There are several tax changes we are keeping our eye on for our own business and for our clients in the next year including estate tax changes and changes due to healthcare reform. One big change due to health care reform that affects everyone is the requirement for businesses to file a 1099 form for any payments of $600 or more made to any corporation in a single year which goes into effect in 2012. This could force many businesses to file hundreds of additional forms. There is pending legislation which would repeal this provision.
However it seems businesses which pay corporations by credit card won’t have to file these 1099 forms. That is because a separate law that goes into effect in 2011 which requires card processors to file reports with the IRS on the amount of credit card payments that businesses receive every year. Therefore, if a small business owner goes into a store and buys $600 worth of goods with a credit card that will already generate a report, so no additional reporting is required.

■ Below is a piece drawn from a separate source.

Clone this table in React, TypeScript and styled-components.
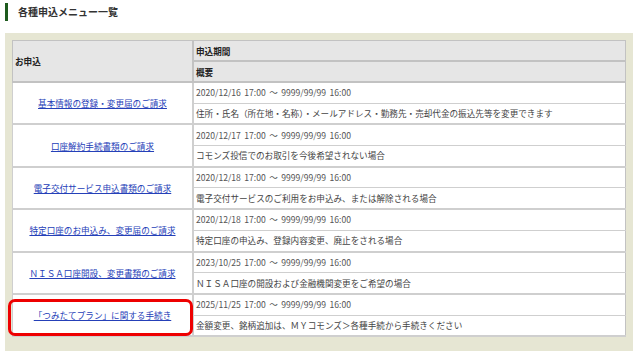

A positive tax law change signed into law March 18 exempts businesses that hire unemployed workers from the employer’s share of Social Security taxes on wages paid to these workers after March 18. To qualify, these workers must be hired after Feb. 3, 2010, and before Jan. 1, 2011. Businesses also can claim a new hire retention credit of up to $1,000 per worker on their income tax returns if they retain these new workers for at least a year. The Internal Revenue Service also has given small businesses with fewer than 25 full-time-equivalent employees who make, on average, less than $50,000 a year a tax credit. This tax break, created by health care reform, covers up to 35 percent of the employer’s cost of health premiums. The IRS also decided that small businesses can take the tax credit not only for basic health insurance but also for add-on coverage such as dental and vision insurance.
Make sure to discuss these and other tax law changes with your accountant and attorney before 2010 ends.